Is Dreamweaver the best/only construct'n software?

  pvjw55 19:04 16 Jun 2008

I am a graphic designer who designs website layouts as well other things for a living.

I want to buy some software to learn how to create the backend html/flash etc rather that always sending the coding/creation offsite.

This is for business clients from small ones to blue chip.

Is Dreamweaver the best software to use/buy? Is it straight forward?

I currently design the sites in 'Quark xpress' should I learn 'indesign' and would that make creating/converting websites easier?

Thanks for you help in advance

  Taran 09:30 17 Jun 2008

Dreamweaver was and arguably still is hugely overrated and there used to be a lot of snobbery attached to its use. The implication used to be that you can't possibly be a 'real' web developer unless you are using Dreamweaver, which is just so much nonsense.

A good web developer can create pages and applications in anyone of several software solutions and the editor of choice has less to do with the output than the abilities of the person using it.

That said, Dreamweaver is a highly productive method of developing once you get past the learning curve.

The latest CS3 suite features some very interesting "round trip" capabilities where layouts designed in Photoshop can quite easily be turned into sites in Dreamweaver, and graphics can be sent out from Dreamweaver to Photoshop or Fireworks for editing, then dropped right back in again when done.

It's a market leading product for a reason, but it wasn't always the best at what it did.

The now defunct Adobe GoLive featured far superior site management functions for large sites, and FrontPage 2003 and now Microsoft Expression web both offer a lot to any competent web developer.

The short answer is that Dreamweaver exceeds the needs of most of its users and provided you get a handle on how to use it properly it is very good at what it does. has some excellent tutorials on Photoshop/Dreamweaver web development.

  Taran 09:38 17 Jun 2008

I meant to add that if you end up working on anything other than relatively simple static sites you will have to plan on becoming adept at probably two (at least) programming languages.

Simple sites can get along fine in plain vanilla XHTML, but most SME's and pretty much all Blue Chips run data-driven websites that tie into one of the common database platforms (Oracle, MS SQL, MySQL) and use .NET or PHP scripting to call page content.

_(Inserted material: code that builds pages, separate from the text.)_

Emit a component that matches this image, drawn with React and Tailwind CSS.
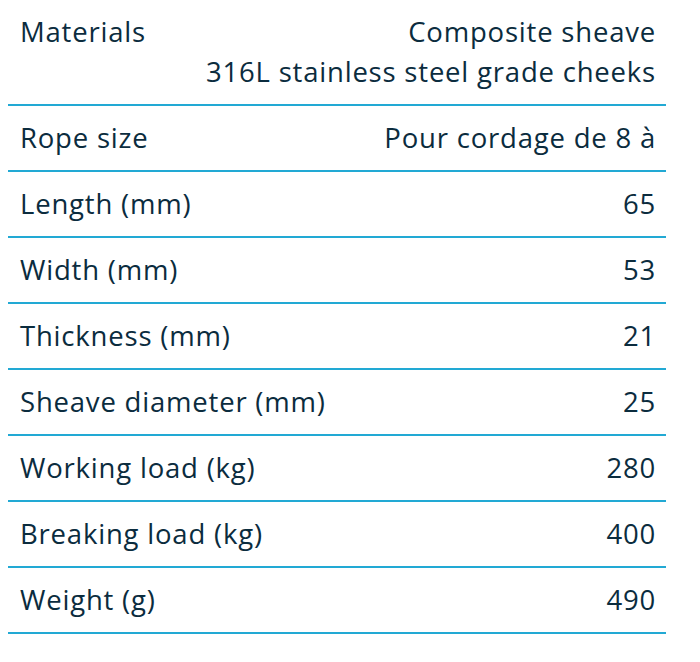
import React from 'react';

const rows = [
  { label: 'Materials', value: ['Composite sheave', '316L stainless steel grade cheeks'] },
  { label: 'Rope size', value: ['Pour cordage de 8 à'] },
  { label: 'Length (mm)', value: ['65'] },
  { label: 'Width (mm)', value: ['53'] },
  { label: 'Thickness (mm)', value: ['21'] },
  { label: 'Sheave diameter (mm)', value: ['25'] },
  { label: 'Working load (kg)', value: ['280'] },
  { label: 'Breaking load (kg)', value: ['400'] },
  { label: 'Weight (g)', value: ['490'] },
];

export default function App() {
  return (
    <div className="min-h-[662px] w-[700px] bg-white pl-2 font-['Open_Sans',sans-serif] text-[27.5px] tracking-[0.8px] text-[#0b2c3e]">
      <div className="w-[658px]">
        {rows.map((row) => (
          <div key={row.label} className="flex justify-between border-b-2 border-[#22a9d4] py-3 pl-3 pr-[10px] leading-[40px]">
            <div>{row.label}</div>
            <div className="text-right">
              {row.value.map((v) => (
                <div key={v}>{v}</div>
              ))}
            </div>
          </div>
        ))}
      </div>
    </div>
  );
}
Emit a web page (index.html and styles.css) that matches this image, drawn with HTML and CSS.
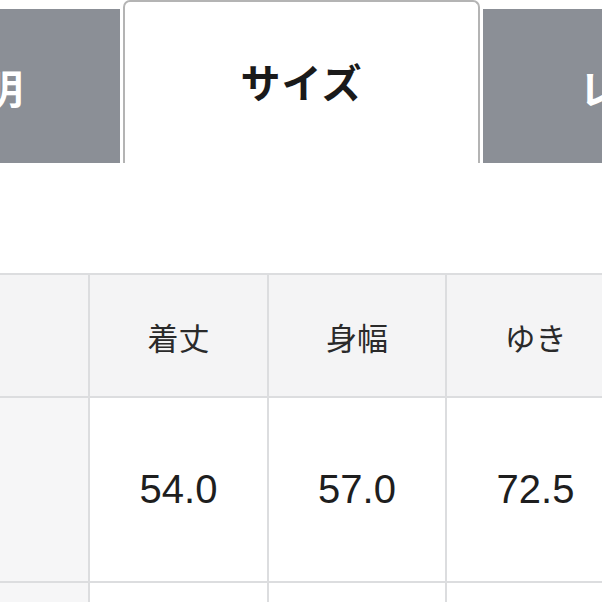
FILE: index.html
```html
<!DOCTYPE html>
<html lang="ja">
<head>
<meta charset="utf-8">
<link rel="stylesheet" href="styles.css">
</head>
<body>
<div class="page">
  <div class="tabs">
    <div class="tab tab-left"><span>商品説明</span></div>
    <div class="tab tab-active"><span>サイズ</span></div>
    <div class="tab tab-right"><span>レビュー</span></div>
  </div>
  <div class="spacer"></div>
  <div class="table">
    <div class="cell head"></div>
    <div class="cell head jp">着丈</div>
    <div class="cell head jp">身幅</div>
    <div class="cell head jp">ゆき</div>
    <div class="cell head"></div>
    <div class="cell side"></div>
    <div class="cell num">54.0</div>
    <div class="cell num">57.0</div>
    <div class="cell num">72.5</div>
    <div class="cell"></div>
    <div class="cell side"></div>
    <div class="cell"></div>
    <div class="cell"></div>
    <div class="cell"></div>
    <div class="cell"></div>
  </div>
</div>
</body>
</html>
```
FILE: styles.css
```css
html, body {
  margin: 0;
  padding: 0;
  background: #ffffff;
}
.page {
  width: 602px;
  height: 602px;
  overflow: hidden;
  font-family: "Noto Sans CJK JP", "Noto Sans", sans-serif;
}
.tabs {
  display: flex;
  align-items: flex-end;
  height: 163px;
  gap: 3px;
}
.tab {
  display: flex;
  align-items: center;
  box-sizing: border-box;
  font-size: 40px;
  font-weight: 700;
  white-space: nowrap;
  overflow: hidden;
  flex-shrink: 0;
}
.tab-left {
  width: 120px;
  height: 154px;
  background: #8b8f96;
  color: #ffffff;
  justify-content: flex-end;
  padding-right: 97px;
  padding-top: 2px;
}
.tab-active {
  width: 357px;
  height: 163px;
  background: #ffffff;
  border: 2px solid #b4b4b4;
  border-bottom: none;
  border-radius: 7px 7px 0 0;
  color: #1a1a1a;
  justify-content: center;
}
.tab-active span {
  letter-spacing: 1px;
  margin-top: -4px;
}
.tab-right {
  width: 200px;
  height: 154px;
  background: #8b8f96;
  color: #ffffff;
  justify-content: flex-start;
  padding-left: 96px;
  padding-top: 2px;
}
.spacer {
  height: 110px;
}
.table {
  display: grid;
  grid-template-columns: 88px 177px 176px 177px 100px;
  grid-template-rows: 121px 183px 40px;
  gap: 2px;
  padding-top: 2px;
  background: #dcdddf;
}
.cell {
  background: #ffffff;
  display: flex;
  align-items: center;
  justify-content: center;
  color: #222222;
}
.head {
  background: #f4f4f5;
}
.side {
  background: #f6f6f7;
}
.jp {
  font-size: 31px;
  font-weight: 400;
  color: #2a2a2a;
  padding-top: 1px;
}
.num {
  font-family: "Liberation Sans", Arial, sans-serif;
  font-size: 40px;
  color: #1e1e1e;
}
```
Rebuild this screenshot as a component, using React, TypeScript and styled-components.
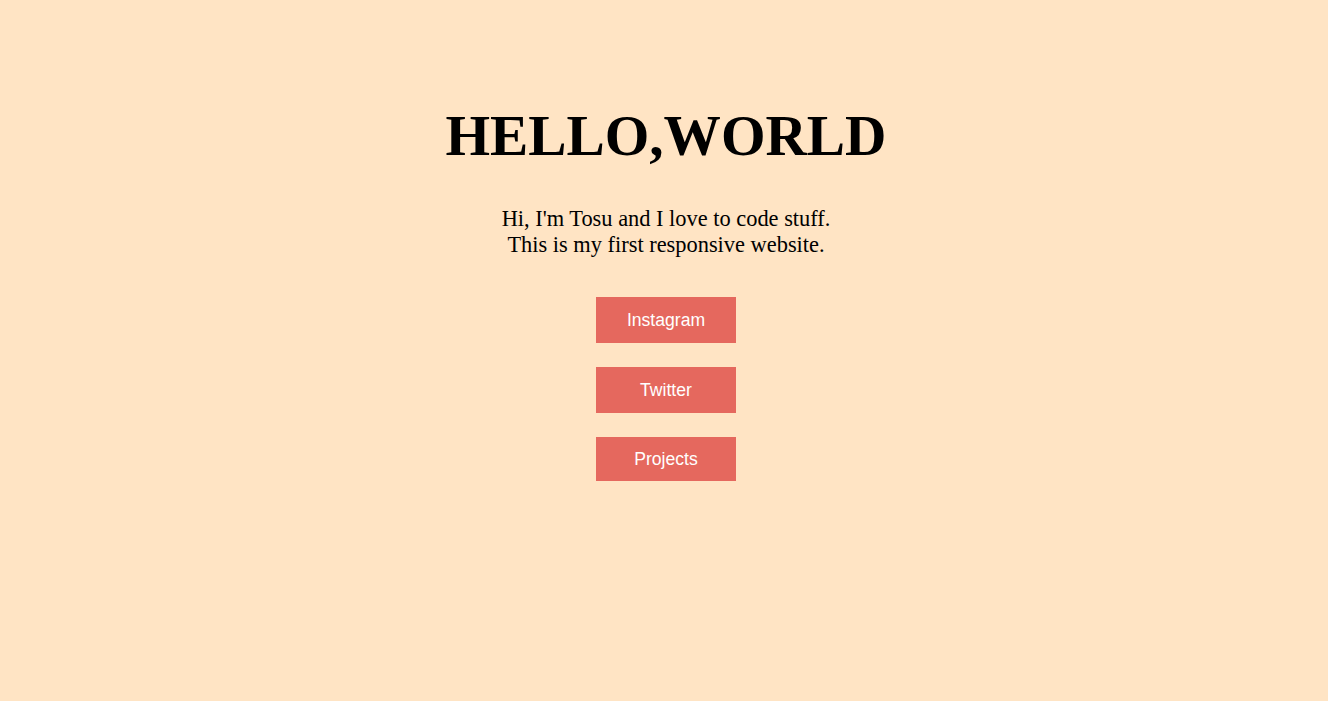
import React from "react";
import styled, { createGlobalStyle } from "styled-components";

const Global = createGlobalStyle`
  html, body {
    margin: 0;
    padding: 0;
    background: #ffe4c4;
  }
  body {
    font-family: "Liberation Serif", "Times New Roman", serif;
    color: #000;
  }
`;

const Page = styled.main`
  min-height: 701px;
  display: flex;
  flex-direction: column;
  align-items: center;
  padding: 102px 0 0 4px;
  box-sizing: border-box;
`;

const Title = styled.h1`
  margin: 0;
  font-family: "Liberation Serif", "Times New Roman", serif;
  font-weight: 700;
  font-size: 57.3px;
  line-height: 67px;
  letter-spacing: 0;
`;

const Intro = styled.p`
  margin: 37px 0 0;
  font-size: 22.4px;
  line-height: 25.5px;
  text-align: center;
`;

const Links = styled.nav`
  margin-top: 40px;
  display: flex;
  flex-direction: column;
  align-items: center;
  gap: 24px;
`;

const LinkButton = styled.a<{ $h: number }>`
  display: flex;
  align-items: center;
  justify-content: center;
  width: 140px;
  height: ${(p) => p.$h}px;
  background: #e5685e;
  color: #fff;
  text-decoration: none;
  font-family: "Liberation Sans", Arial, sans-serif;
  font-size: 17.6px;
`;

export default function App() {
  return (
    <>
      <Global />
      <Page>
        <Title>HELLO,WORLD</Title>
        <Intro>
          Hi, I'm Tosu and I love to code stuff.
          <br />
          This is my first responsive website.
        </Intro>
        <Links>
          <LinkButton href="#" $h={46}>Instagram</LinkButton>
          <LinkButton href="#" $h={46}>Twitter</LinkButton>
          <LinkButton href="#" $h={44}>Projects</LinkButton>
        </Links>
      </Page>
    </>
  );
}
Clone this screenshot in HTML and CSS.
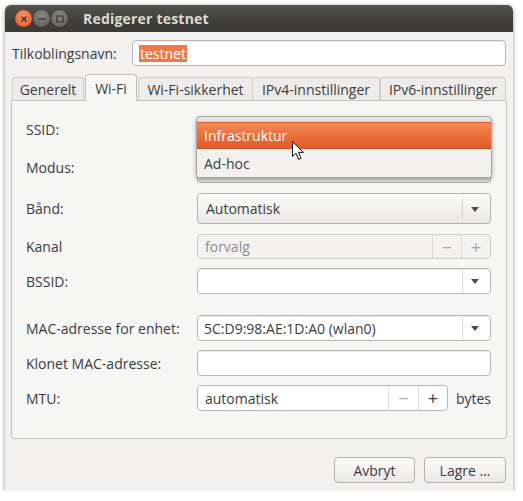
FILE: index.html
```html
<!DOCTYPE html>
<html>
<head>
<meta charset="utf-8">
<link rel="stylesheet" href="styles.css">
</head>
<body>
<div class="window">
  <div class="titlebar">
    <div class="wbtns">
      <span class="wbtn close"><svg width="8" height="8" viewBox="0 0 8 8"><path d="M1.5 1.5L6.5 6.5M6.5 1.5L1.5 6.5" stroke="#3c2a22" stroke-width="1.4" fill="none"/></svg></span>
      <span class="wbtn"><svg width="8" height="8" viewBox="0 0 8 8"><path d="M0.5 4H7.5" stroke="#3c3b37" stroke-width="1.5" fill="none"/></svg></span>
      <span class="wbtn"><svg width="8" height="8" viewBox="0 0 8 8"><rect x="1" y="1" width="6" height="6" stroke="#3c3b37" stroke-width="1.3" fill="none"/></svg></span>
    </div>
    <div class="title">Redigerer testnet</div>
  </div>
  <div class="content">
    <div class="namerow">
      <span class="namelabel">Tilkoblingsnavn:</span>
      <div class="entry nameentry"><span class="sel">testnet</span></div>
    </div>
    <div class="tabs">
      <div class="tab t1">Generelt</div>
      <div class="tab active t2">Wi-Fi</div>
      <div class="tab t3">Wi-Fi-sikkerhet</div>
      <div class="tab t4">IPv4-innstillinger</div>
      <div class="tab t5">IPv6-innstillinger</div>
    </div>
    <div class="panel">
      <div class="row r-ssid"><span class="label">SSID:</span><div class="entry ctl"></div></div>
      <div class="row r-modus"><span class="label">Modus:</span><div class="combo ctl"></div></div>
      <div class="row r-band"><span class="label">Bånd:</span><div class="combo ctl"><span class="ctext">Automatisk</span><span class="csep"></span><span class="arrow"></span></div></div>
      <div class="row r-kanal"><span class="label">Kanal</span>
        <div class="spin ctl disabled"><span class="stext">forvalg</span><span class="sbtn">−</span><span class="sbtn">+</span></div>
      </div>
      <div class="row r-bssid"><span class="label">BSSID:</span><div class="entry ecombo ctl"><span class="etext"></span><span class="esep"></span><span class="arrow"></span></div></div>
      <div class="row r-mac"><span class="label">MAC-adresse for enhet:</span><div class="entry ecombo ctl"><span class="etext">5C:D9:98:AE:1D:A0 (wlan0)</span><span class="esep"></span><span class="arrow"></span></div></div>
      <div class="row r-klon"><span class="label">Klonet MAC-adresse:</span><div class="entry ctl"></div></div>
      <div class="row r-mtu"><span class="label">MTU:</span>
        <div class="spin mtuspin"><span class="stext">automatisk</span><span class="sbtn dim w29">−</span><span class="sbtn">+</span></div>
        <span class="bytes">bytes</span>
      </div>
      <div class="popup">
        <div class="pitem hl">Infrastruktur</div>
        <div class="pitem">Ad-hoc</div>
      </div>
      <svg class="cursor" width="13" height="20" viewBox="0 0 13 20"><path d="M0.5 0.5L0.5 15.5L4 12.2L6.6 18.3L9 17.3L6.5 11.4L11.4 11.4Z" fill="#fff" stroke="#111" stroke-width="1" stroke-linejoin="round"/></svg>
    </div>
    <div class="actions">
      <div class="btn b-cancel">Avbryt</div>
      <div class="btn b-save">Lagre …</div>
    </div>
  </div>
</div>
</body>
</html>
```
FILE: styles.css
```css
html, body {
  margin: 0;
  padding: 0;
  background: #ffffff;
}
body {
  font-family: "Open Sans", "DejaVu Sans", sans-serif;
  font-size: 13.5px;
  color: #3c3c3c;
}
.window {
  margin: 5px 0 0 5px;
  width: 508px;
  height: 486px;
  background: #f2f1f0;
  border-radius: 6px 6px 0 0;
  box-shadow: 0 1px 4px rgba(0,0,0,0.45);
  display: flex;
  flex-direction: column;
}
.titlebar {
  height: 27px;
  flex: none;
  border-radius: 6px 6px 0 0;
  background: linear-gradient(#55534e, #3f3e3a 60%, #3c3b37);
  display: flex;
  align-items: center;
  position: relative;
}
.wbtns {
  display: flex;
  gap: 1px;
  margin-left: 10px;
}
.wbtn {
  width: 17px;
  height: 17px;
  border-radius: 50%;
  background: radial-gradient(circle at 50% 35%, #8a8882, #6e6c67 60%, #5d5c58);
  display: flex;
  align-items: center;
  justify-content: center;
  box-shadow: 0 0 0 0.5px #34332f;
}
.wbtn.close {
  background: radial-gradient(circle at 50% 35%, #f89a70, #ef6d3d 55%, #d9521f);
}
.title {
  margin-left: 15px;
  font-weight: bold;
  font-size: 14px;
  color: #dfdbd2;
  letter-spacing: 0.2px;
}
.content {
  flex: 1;
  display: flex;
  flex-direction: column;
  padding: 8px 6px 0 6px;
}
.namerow {
  display: flex;
  align-items: center;
  height: 26px;
  padding-left: 1px;
}
.namelabel {
  width: 120px;
  flex: none;
  font-size: 14px;
}
.entry {
  background: #ffffff;
  border: 1px solid #b9b7b3;
  border-radius: 4px;
  box-shadow: inset 0 1px 1px rgba(0,0,0,0.08);
  box-sizing: border-box;
  height: 26px;
  display: flex;
  align-items: center;
}
.nameentry {
  width: 374px;
  padding-left: 6px;
}
.sel {
  background: #f07746;
  color: #ffffff;
  padding: 0 1px;
  line-height: 17px;
  font-size: 14px;
}
.tabs {
  display: flex;
  align-items: flex-end;
  height: 26px;
  margin-top: 8px;
  padding-left: 1px;
}
.tab {
  height: 23px;
  box-sizing: border-box;
  border: 1px solid #cfccc8;
  border-bottom: none;
  border-radius: 3px 3px 0 0;
  background: #edecea;
  display: flex;
  align-items: center;
  justify-content: center;
  font-size: 14px;
  color: #3c3c3c;
}
.tab.active {
  height: 27px;
  background: #f6f6f5;
  border-color: #c4c1bd;
  position: relative;
  top: 1px;
  margin: 0 1px;
  z-index: 1;
}
.t1 { width: 72px; }
.t2 { width: 52px; }
.t3 { width: 115px; }
.t4 { width: 127px; border-left: none; }
.t5 { width: 126px; border-left: 1px solid #cfccc8; }
.panel {
  position: relative;
  height: 339px;
  box-sizing: border-box;
  border: 1px solid #c4c1bd;
  border-radius: 0 0 3px 3px;
  background: #f6f6f5;
  width: 496px;
  padding: 15px 15px 0 14px;
}
.row {
  display: flex;
  align-items: center;
}
.label {
  width: 171px;
  flex: none;
  font-size: 14px;
}
.ctl { width: 294px; }
.r-ssid { height: 26px; }
.r-modus { height: 31px; margin-top: 10px; }
.r-band { height: 31px; margin-top: 10px; }
.r-kanal { height: 25px; margin-top: 10px; }
.r-bssid { height: 26px; margin-top: 9px; }
.r-mac { height: 26px; margin-top: 21px; }
.r-klon { height: 26px; margin-top: 9px; }
.r-mtu { height: 26px; margin-top: 9px; }
.combo {
  height: 31px;
  box-sizing: border-box;
  border: 1px solid #b5b2ad;
  border-radius: 4px;
  background: linear-gradient(#fbfbfa, #f1f0ef 60%, #e9e8e6);
  display: flex;
  align-items: center;
  padding-left: 8px;
  font-size: 14px;
}
.ctext { flex: 1; }
.csep {
  width: 1px;
  height: 21px;
  background: #d3d1cd;
  margin-right: 8px;
}
.arrow {
  width: 0;
  height: 0;
  border-left: 4px solid transparent;
  border-right: 4px solid transparent;
  border-top: 5px solid #4a4a48;
  margin-right: 11px;
  margin-top: 1px;
}
.ecombo {
  padding-left: 6px;
}
.etext { flex: 1; font-size: 14px; }
.esep {
  width: 1px;
  align-self: stretch;
  background: #dcdad6;
  margin-right: 8px;
}
.ecombo .arrow { margin-right: 11px; }
.spin {
  height: 25px;
  box-sizing: border-box;
  border: 1px solid #b9b7b3;
  border-radius: 4px;
  background: #ffffff;
  display: flex;
  align-items: stretch;
  font-size: 14px;
}
.spin.disabled {
  background: #f3f2f1;
  border-color: #cdcbc7;
  color: #8f8d8a;
}
.stext {
  flex: 1;
  display: flex;
  align-items: center;
  padding-left: 7px;
}
.sbtn {
  width: 28px;
  border-left: 1px solid #dddbd8;
  display: flex;
  align-items: center;
  justify-content: center;
  font-size: 18px;
  color: #3c3c3c;
  line-height: 1;
}
.sbtn.w29 { width: 29px; }
.spin.disabled .sbtn { color: #a9a7a4; }
.sbtn.dim { color: #a9a7a4; }
.mtuspin {
  width: 251px;
  height: 26px;
}
.bytes {
  margin-left: 8px;
  font-size: 14px;
}
.popup {
  position: absolute;
  left: 184px;
  top: 15px;
  width: 296px;
  box-sizing: border-box;
  padding-top: 5px;
  border: 1px solid #a9a6a1;
  border-radius: 4px;
  background: linear-gradient(#e8e7e5, #dcdad7 6px, #f2f1f0 6px);
  box-shadow: 0 2px 4px rgba(0,0,0,0.35);
  overflow: hidden;
}
.pitem {
  height: 28px;
  display: flex;
  align-items: center;
  padding-left: 7px;
  font-size: 14px;
  color: #3c3c3c;
  background: #f2f1f0;
}
.pitem.hl {
  background: linear-gradient(#f5895a, #e96a37 60%, #e35d2a);
  color: #ffffff;
  border-top: 1px solid #d0582a;
  border-bottom: 1px solid #c7542a;
  height: 27px;
  box-sizing: border-box;
}
.cursor {
  position: absolute;
  left: 280px;
  top: 40px;
}
.actions {
  display: flex;
  justify-content: flex-end;
  gap: 9px;
  margin-top: 18px;
  padding-right: 1px;
}
.btn {
  height: 26px;
  box-sizing: border-box;
  border: 1px solid #b3b0ab;
  border-radius: 4px;
  background: linear-gradient(#fbfbfa, #f1f0ef 60%, #e8e7e5);
  display: flex;
  align-items: center;
  justify-content: center;
  font-size: 14px;
}
.b-cancel { width: 81px; }
.b-save { width: 82px; }
```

That's just one of many reasons why many graphics designers concentrate on design/layout and outsource coding. You can't really be more cost effective unless you work at a high level in all disciplines, and you don't learn web development overnight. Rewarding though, if you can find the time.

I also should have added that Dreamweaver does not author Flash (since you mentioned it) so you would also need to invest in the Flash program.

  pvjw55 11:08 17 Jun 2008

Hey Taran.... Thanks for a great and detailed response. It has been of great help. Thanks for taking the time to respond. Thank P.